Moody, another Australian, from the generation after Chappell, had a less successful playing career which nonetheless featured two World Cup victories, in 1987 and 1999. His first taste of coaching came at Worcestershire, with whom he had played between 1991 and 1999. Though the team won no silverware during his time as coach, between 2001 and 2005, Moody acquired a high reputation as an up-and-coming coach.

After being linked to the India job eventually given to Chappell, he was appointed Sri Lankan coach in May 2005. The Sri Lankans initially suffered in comparison to the Indians, losing at home to Pakistan and managing just a solitary series victory against serious opposition, over a shocking England side in 2006, between October 2004 and February 2007. However, their Test form perked-up - victories in England and New Zealand ensured honourable tied series, and a 2-0 victory over South Africa was sandwiched in between. And in the World Cup they were comfortably the second-best side in the competition.

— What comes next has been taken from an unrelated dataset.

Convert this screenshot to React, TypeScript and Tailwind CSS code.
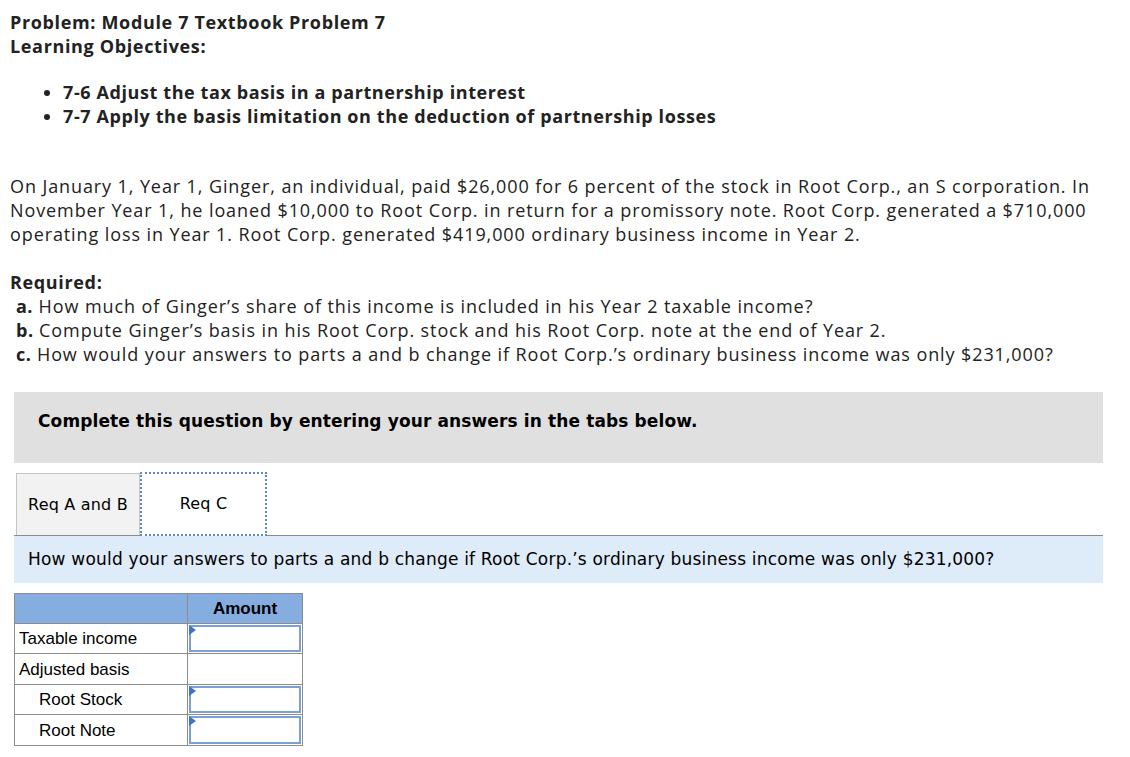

Moody, however, has a young family, and elected to leave Sri Lanka after the competition to coach his other "home" side, Western Australia.

A third Australian, Dav Whatmore, had a decidedly less notable playing career, winning Test recognition only due to the Packer schism, but has now played a key part in the rise of two international teams. Whereas he nurtured the Sri Lankans, between 1995 and 1996, from underachievers to World Cup winners, he has overseen a Bangladeshi rise from perennial whipping-boys to a side beginning to look, finally, like a genuine international force. In between, he has taken charge of a Lancashire side which won three one-day trophies in two seasons in 1998 and 1999, and had a second, less notable, spell with the Sri Lankans between 1999 and 2003.

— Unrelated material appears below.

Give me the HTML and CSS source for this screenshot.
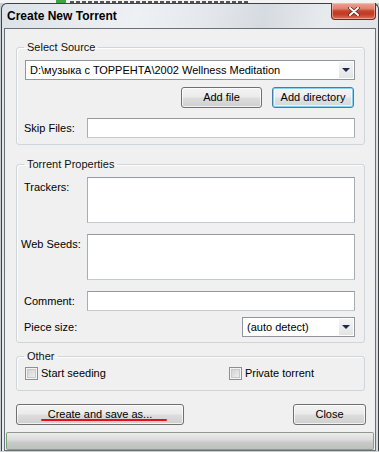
FILE: index.html
```html
<!DOCTYPE html>
<html lang="en">
<head>
<meta charset="utf-8">
<title>Create New Torrent</title>
<link rel="stylesheet" href="styles.css">
</head>
<body>
<div class="strip"><span class="strip-icon"></span><span class="strip-text"></span></div>
<div class="window">
  <div class="titlebar">
    <span class="title">Create New Torrent</span>
    <button class="close-btn" aria-label="Close">
      <svg width="12" height="9" viewBox="0 0 12 9">
        <path d="M2 1 L10 8 M10 1 L2 8" stroke="#5a1a10" stroke-width="3.4" stroke-linecap="round"/>
        <path d="M2 1 L10 8 M10 1 L2 8" stroke="#ffffff" stroke-width="2" stroke-linecap="round"/>
      </svg>
    </button>
  </div>
  <div class="client">
    <fieldset class="group group-source">
      <legend>Select Source</legend>
      <div class="combo">
        <span class="combo-text">D:\музыка с ТОРРЕНТА\2002 Wellness Meditation</span>
        <span class="combo-arrow"><span class="tri"></span></span>
      </div>
      <div class="btn-row">
        <button class="btn btn-small">Add file</button>
        <button class="btn btn-small btn-default">Add directory</button>
      </div>
      <div class="field-row skip-row">
        <span class="field-label">Skip Files:</span>
        <div class="textbox"></div>
      </div>
    </fieldset>

    <fieldset class="group group-props">
      <legend>Torrent Properties</legend>
      <div class="field-row area-row first-row">
        <span class="field-label">Trackers:</span>
        <div class="textbox textarea"></div>
      </div>
      <div class="field-row area-row">
        <span class="field-label label-wide">Web Seeds:</span>
        <div class="textbox textarea"></div>
      </div>
      <div class="field-row area-row">
        <span class="field-label">Comment:</span>
        <div class="textbox"></div>
      </div>
      <div class="piece-row">
        <span class="field-label">Piece size:</span>
        <div class="combo combo-piece">
          <span class="combo-text">(auto detect)</span>
          <span class="combo-arrow"><span class="tri"></span></span>
        </div>
      </div>
    </fieldset>

    <fieldset class="group group-other">
      <legend>Other</legend>
      <div class="check-row">
        <label class="check"><span class="checkbox"></span><span>Start seeding</span></label>
        <label class="check check-private"><span class="checkbox"></span><span>Private torrent</span></label>
      </div>
    </fieldset>

    <div class="action-row">
      <button class="btn btn-create">Create and save as...<span class="annotation"></span></button>
      <button class="btn btn-close">Close</button>
    </div>

    <div class="progress"></div>
  </div>
</div>
</body>
</html>
```
FILE: styles.css
```css
* { box-sizing: border-box; }

html, body {
  margin: 0;
  padding: 0;
}

body {
  width: 379px;
  height: 452px;
  overflow: hidden;
  background: #c9ced3;
  font-family: "Liberation Sans", Arial, sans-serif;
  font-size: 11px;
  line-height: 13px;
  color: #000;
}

.strip {
  height: 3px;
  background: #f3f3f3;
  display: flex;
  align-items: flex-end;
  padding-left: 56px;
  gap: 4px;
}
.strip-icon {
  width: 10px;
  height: 3px;
  background: #3aa83a;
}
.strip-text {
  width: 180px;
  height: 2px;
  background: repeating-linear-gradient(90deg, #555 0 4px, transparent 4px 6px);
}

.window {
  width: 378px;
  margin-left: 1px;
  border: 1px solid #3d4247;
  border-bottom: none;
  border-radius: 6px 6px 0 0;
  padding: 0 2px 0 2px;
  background: linear-gradient(100deg, #dde2e8 0%, #eef1f4 30%, #e4e8ec 45%, #d6dbe1 58%, #e8ebee 72%, #d3d8de 100%);
}

.titlebar {
  height: 24px;
  display: flex;
  justify-content: space-between;
  align-items: center;
  padding-left: 3px;
}

.title {
  font-weight: bold;
  font-size: 12px;
  color: #000;
}

.close-btn {
  align-self: flex-start;
  margin-top: -1px;
  width: 45px;
  height: 17px;
  padding: 0;
  border: 1px solid #6e2a20;
  border-top: none;
  border-radius: 0 0 4px 4px;
  background: linear-gradient(#e8a594 0%, #de8470 35%, #c9412b 50%, #c23a24 70%, #d8735e 100%);
  display: flex;
  align-items: center;
  justify-content: center;
  box-shadow: inset 0 0 0 1px rgba(255, 210, 200, 0.5);
}

.client {
  width: 372px;
  border: 1px solid #6a7077;
  background: #f0f0f0;
  display: flex;
  flex-direction: column;
}

.group {
  margin: 0 10px 0 11px;
  padding: 0 9px 0 8px;
  border: 1px solid #d0d5da;
  border-radius: 3px;
  min-inline-size: 0;
  box-shadow: inset 1px 1px 0 #fdfdfd;
}

.group legend {
  margin-left: -1px;
  padding: 0 3px;
  font-size: 11px;
  line-height: 13px;
  color: #111;
}

.group-source { margin-top: 12px; padding-bottom: 6px; }
.group-props { margin-top: 13px; padding-bottom: 5px; }
.group-other { margin-top: 7px; padding-bottom: 10px; }

.combo {
  height: 20px;
  border: 1px solid #8f969e;
  background: #fff;
  display: flex;
  align-items: center;
  justify-content: space-between;
  padding: 0 1px 0 4px;
}
.group-source .combo { margin-top: 6px; }

.combo-text {
  white-space: nowrap;
  overflow: hidden;
}

.combo-arrow {
  width: 14px;
  height: 16px;
  background: linear-gradient(#f4f4f4, #e4e4e4);
  display: flex;
  align-items: center;
  justify-content: center;
}
.tri {
  width: 0;
  height: 0;
  border-left: 4px solid transparent;
  border-right: 4px solid transparent;
  border-top: 4px solid #1b2755;
}

.btn-row {
  margin-top: 7px;
  display: flex;
  justify-content: flex-end;
  gap: 10px;
  padding-right: 1px;
}

.btn {
  height: 21px;
  padding: 0;
  border: 1px solid #707070;
  border-radius: 3px;
  background: linear-gradient(#f3f3f3 0%, #ebebeb 48%, #dddddd 52%, #cfcfcf 100%);
  font-family: "Liberation Sans", Arial, sans-serif;
  font-size: 11px;
  line-height: 13px;
  color: #000;
  box-shadow: inset 0 0 0 1px rgba(255, 255, 255, 0.7);
}

.btn-small { width: 81px; }
.btn-default {
  width: 82px;
  border-color: #3c7fb1;
  box-shadow: inset 0 0 0 1px #86d1f2, inset 0 0 0 2px rgba(255,255,255,0.6);
  background: linear-gradient(#f2f6f8 0%, #eaeef0 48%, #dde2e4 52%, #d2d8da 100%);
}

.field-row {
  display: grid;
  grid-template-columns: 62px 1fr;
  align-items: start;
}
.skip-row { margin-top: 10px; align-items: center; }

.field-label {
  margin-left: -1px;
  white-space: nowrap;
}
.area-row .field-label { padding-top: 4px; }
.label-wide { margin-left: -4px; }

.textbox {
  height: 20px;
  background: #fff;
  border: 1px solid #a7adb4;
  border-top-color: #9299a1;
  border-bottom-color: #c5cacf;
}
.textarea { height: 46px; }

.area-row { margin-top: 11px; }
.first-row { margin-top: 6px; }

.piece-row {
  margin-top: 6px;
  display: flex;
  justify-content: space-between;
  align-items: center;
}
.combo-piece { width: 113px; }

.check-row {
  margin-top: 4px;
  display: flex;
  height: 13px;
}
.check {
  display: flex;
  align-items: center;
  gap: 3px;
}
.check-private { margin-left: auto; margin-right: 41px; }

.checkbox {
  width: 13px;
  height: 13px;
  border: 1px solid #8e8f8f;
  box-shadow: inset 0 0 0 1px #f4f4f4, inset 0 0 0 2px #c9c9c9;
  background-image: linear-gradient(135deg, #cbcbcb, #f6f6f6);
}

.action-row {
  margin: 13px 9px 0 11px;
  display: flex;
  justify-content: space-between;
}
.btn-create {
  width: 168px;
  position: relative;
}
.btn-close { width: 73px; }

.annotation {
  position: absolute;
  left: 24px;
  top: 14px;
  width: 126px;
  height: 2px;
  background: #e3101c;
  border-radius: 1px;
}

.progress {
  margin: 7px 1px 0 1px;
  height: 18px;
  border: 1px solid #8e9a8e;
  border-left-color: #7aa27a;
  border-radius: 2px;
  background: linear-gradient(#ececec 0%, #dcdcdc 40%, #c8cac8 60%, #bdc0bd 100%);
}
```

Buchanan, the only Australian to win coaching spurs exclusively at home, achieved his first notable triumph in 1994\95, leading Queensland to their first-ever Sheffield Shield. He did this on the back of an even lesser playing career than Whatmore - seven First-Class matches in one season.

In the summer of 1999\2000, nonetheless, he succeeded Geoff Marsh as Australian coach, taking over a team full of world-class players and which had already dominated most of the world for eight years. His approach was rarely conventional, and did not convince all - Ian Chappell once commented "If I had a son, the last person in the world I would take him to for cricket coaching would be John Buchanan," while dissent within his own team was not unheard of, Shane Warne voicing his dissatisfaction more than once.

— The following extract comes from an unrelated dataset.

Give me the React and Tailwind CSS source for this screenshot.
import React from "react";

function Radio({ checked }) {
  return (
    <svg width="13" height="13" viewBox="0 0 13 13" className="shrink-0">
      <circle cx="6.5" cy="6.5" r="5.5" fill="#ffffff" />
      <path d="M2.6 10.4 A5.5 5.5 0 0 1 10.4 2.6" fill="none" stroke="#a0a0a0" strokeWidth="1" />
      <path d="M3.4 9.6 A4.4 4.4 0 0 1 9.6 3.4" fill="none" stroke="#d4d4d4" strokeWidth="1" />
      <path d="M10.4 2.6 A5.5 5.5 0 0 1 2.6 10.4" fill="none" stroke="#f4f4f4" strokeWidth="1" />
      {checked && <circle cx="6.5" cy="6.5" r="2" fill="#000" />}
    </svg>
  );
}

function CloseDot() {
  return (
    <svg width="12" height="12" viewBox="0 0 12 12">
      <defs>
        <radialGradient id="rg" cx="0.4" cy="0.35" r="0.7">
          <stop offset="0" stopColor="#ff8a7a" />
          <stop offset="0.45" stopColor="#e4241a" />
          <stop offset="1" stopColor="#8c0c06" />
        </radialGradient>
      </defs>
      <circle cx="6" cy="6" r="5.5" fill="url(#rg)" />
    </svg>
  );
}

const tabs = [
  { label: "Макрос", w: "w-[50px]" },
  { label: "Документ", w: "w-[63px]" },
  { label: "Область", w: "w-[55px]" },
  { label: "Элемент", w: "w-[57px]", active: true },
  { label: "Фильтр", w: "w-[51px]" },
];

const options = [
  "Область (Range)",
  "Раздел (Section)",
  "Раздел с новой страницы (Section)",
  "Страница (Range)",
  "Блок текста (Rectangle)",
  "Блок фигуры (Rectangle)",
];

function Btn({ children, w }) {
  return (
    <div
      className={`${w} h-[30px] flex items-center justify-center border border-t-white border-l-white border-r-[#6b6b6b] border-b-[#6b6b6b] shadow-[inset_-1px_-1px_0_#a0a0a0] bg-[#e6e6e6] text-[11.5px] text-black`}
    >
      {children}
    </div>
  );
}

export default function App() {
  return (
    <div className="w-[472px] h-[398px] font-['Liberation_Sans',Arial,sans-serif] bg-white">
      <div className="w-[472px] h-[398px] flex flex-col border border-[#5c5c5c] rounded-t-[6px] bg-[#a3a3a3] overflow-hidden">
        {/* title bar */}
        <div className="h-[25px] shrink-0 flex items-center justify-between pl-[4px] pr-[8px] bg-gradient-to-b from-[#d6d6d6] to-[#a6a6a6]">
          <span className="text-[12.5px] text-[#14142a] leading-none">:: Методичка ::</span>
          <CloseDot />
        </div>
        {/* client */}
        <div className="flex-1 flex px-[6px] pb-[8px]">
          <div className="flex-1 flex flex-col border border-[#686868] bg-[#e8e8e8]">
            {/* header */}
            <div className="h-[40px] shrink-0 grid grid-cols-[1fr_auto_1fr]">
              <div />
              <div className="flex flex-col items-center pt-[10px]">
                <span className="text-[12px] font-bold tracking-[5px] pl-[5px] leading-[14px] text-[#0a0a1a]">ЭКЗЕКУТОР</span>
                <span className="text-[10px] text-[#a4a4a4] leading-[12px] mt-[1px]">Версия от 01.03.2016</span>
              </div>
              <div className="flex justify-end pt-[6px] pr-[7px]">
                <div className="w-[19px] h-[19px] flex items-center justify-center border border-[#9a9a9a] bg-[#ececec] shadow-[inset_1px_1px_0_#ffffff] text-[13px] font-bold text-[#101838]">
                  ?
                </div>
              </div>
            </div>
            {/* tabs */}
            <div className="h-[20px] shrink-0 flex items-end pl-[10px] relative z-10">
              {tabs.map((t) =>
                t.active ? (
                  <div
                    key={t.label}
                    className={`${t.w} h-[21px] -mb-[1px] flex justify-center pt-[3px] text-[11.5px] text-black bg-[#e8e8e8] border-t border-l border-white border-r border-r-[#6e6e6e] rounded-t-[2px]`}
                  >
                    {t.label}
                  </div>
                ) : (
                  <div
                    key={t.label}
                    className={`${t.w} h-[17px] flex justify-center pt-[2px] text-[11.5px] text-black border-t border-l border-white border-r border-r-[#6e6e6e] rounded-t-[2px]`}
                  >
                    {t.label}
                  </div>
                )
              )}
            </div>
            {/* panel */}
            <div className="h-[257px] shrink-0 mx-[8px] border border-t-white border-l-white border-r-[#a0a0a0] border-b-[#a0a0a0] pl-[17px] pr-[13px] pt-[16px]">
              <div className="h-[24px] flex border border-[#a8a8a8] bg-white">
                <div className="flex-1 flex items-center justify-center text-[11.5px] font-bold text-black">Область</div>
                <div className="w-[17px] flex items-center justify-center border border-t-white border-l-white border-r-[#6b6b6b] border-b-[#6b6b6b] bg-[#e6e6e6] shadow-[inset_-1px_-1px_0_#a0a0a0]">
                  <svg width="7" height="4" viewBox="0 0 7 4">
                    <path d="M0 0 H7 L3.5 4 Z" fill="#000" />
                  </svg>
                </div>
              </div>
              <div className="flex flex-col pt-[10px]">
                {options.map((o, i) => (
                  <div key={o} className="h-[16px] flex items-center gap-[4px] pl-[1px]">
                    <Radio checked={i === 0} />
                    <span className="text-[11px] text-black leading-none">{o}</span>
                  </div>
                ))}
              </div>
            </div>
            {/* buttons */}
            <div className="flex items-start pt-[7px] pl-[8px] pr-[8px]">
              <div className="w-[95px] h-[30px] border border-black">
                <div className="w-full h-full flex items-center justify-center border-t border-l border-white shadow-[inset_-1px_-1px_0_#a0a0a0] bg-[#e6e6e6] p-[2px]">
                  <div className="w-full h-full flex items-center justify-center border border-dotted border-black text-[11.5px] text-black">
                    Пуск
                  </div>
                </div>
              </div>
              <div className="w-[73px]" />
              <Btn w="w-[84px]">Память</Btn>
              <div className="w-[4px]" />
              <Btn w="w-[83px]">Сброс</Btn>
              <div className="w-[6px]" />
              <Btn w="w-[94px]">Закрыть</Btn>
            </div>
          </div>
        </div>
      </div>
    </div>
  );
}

Nonetheless, having taken over immediately following a defeat in Sri Lanka and having seen a run of 15 straight victories under his tenure being ended dramatically in India in 2000\01, his team brushed aside all other opposition, and he was credited with plotting revenge in the subcontinent with equal military precision. A similar obsessive campaign followed defeat to England in 2005, and was equally successful in its aims.

Buchanan, of course, also oversaw two of Australia's three successful World Cup campaigns, and in fact never saw his side lose a game in the competition.

Woolmer was different again, and not just in being an Englishman. He achieved a no more than moderate Test career between 1975 and 1981, and participated in two great rebellions, those instigated by Kerry Packer and the South Africans. His first taste of coaching came as early as 1987 with Kent, but it was with Warwickshire from 1991 to 1994 that he acquired his reputation. It was inevitable that he would move to the international scene, but when he went to South Africa he became the first man to coach a national side other than his own. Some were less than happy at the idea: he received one Christmas card calling him a traitor to England. Nonetheless, he took over a powerful side, and while his first assignment, in Pakistan, was a disaster, thereafter his record was impressive: a 73% success-rate in ODIs, and 10 Test series victories out of 15. The 1999 World Cup semi-final elimination at the hands of Australia was a cruel way to finish, and after a short break he returned to Warwickshire for the 2001 and 2002 seasons.

In 2004, he was appointed Pakistan coach in succession to Javed Miandad, and won glowing reviews inside and out of the country, both for his results and his patriarchal work, alongside Inzamam-ul-Haq, with a largely young side, which saw the historically volatile and fractious Pakistan dressing-room calmed. In late 2006, however, a series of scandals rocked it: first the Ovalgate issue, then the refusal of Younis Khan to take the captaincy, then the Shoaib Akhtar and Mohammad Asif drugs affair, and finally the ignominious World Cup exit at the hands of Ireland. Tragically, that result was to be Woolmer's last, as he died the next day. The circumstances surrounding his death remain unascertained.

Australia under Buchanan:
Tests: P 90 W 69 D 11
ODIs: P 209 W 160 L 46 T 3

India under Chappell
Tests: P 18 W 7 L 4 D 7
ODIs: P 61 W 34 L 27

Sri Lanka under Moody
Tests: P 18 W 10 L 5 D 3
ODIs: P 66 W 37 L 29

Bangladesh under Whatmore:
Tests: P 25 W 1 L 21 D 3
ODIs: P 89 W 33 L 56

Pakistan under Woolmer:
Tests: P 28 W 10 L 11 D 7
ODIs: P 67 W 38 L 29

All ODIs: games played excludes no-results, and incorporate the fact that during the time in question the definition of "ODI team" was altered from the top 11 to the top 16 teams.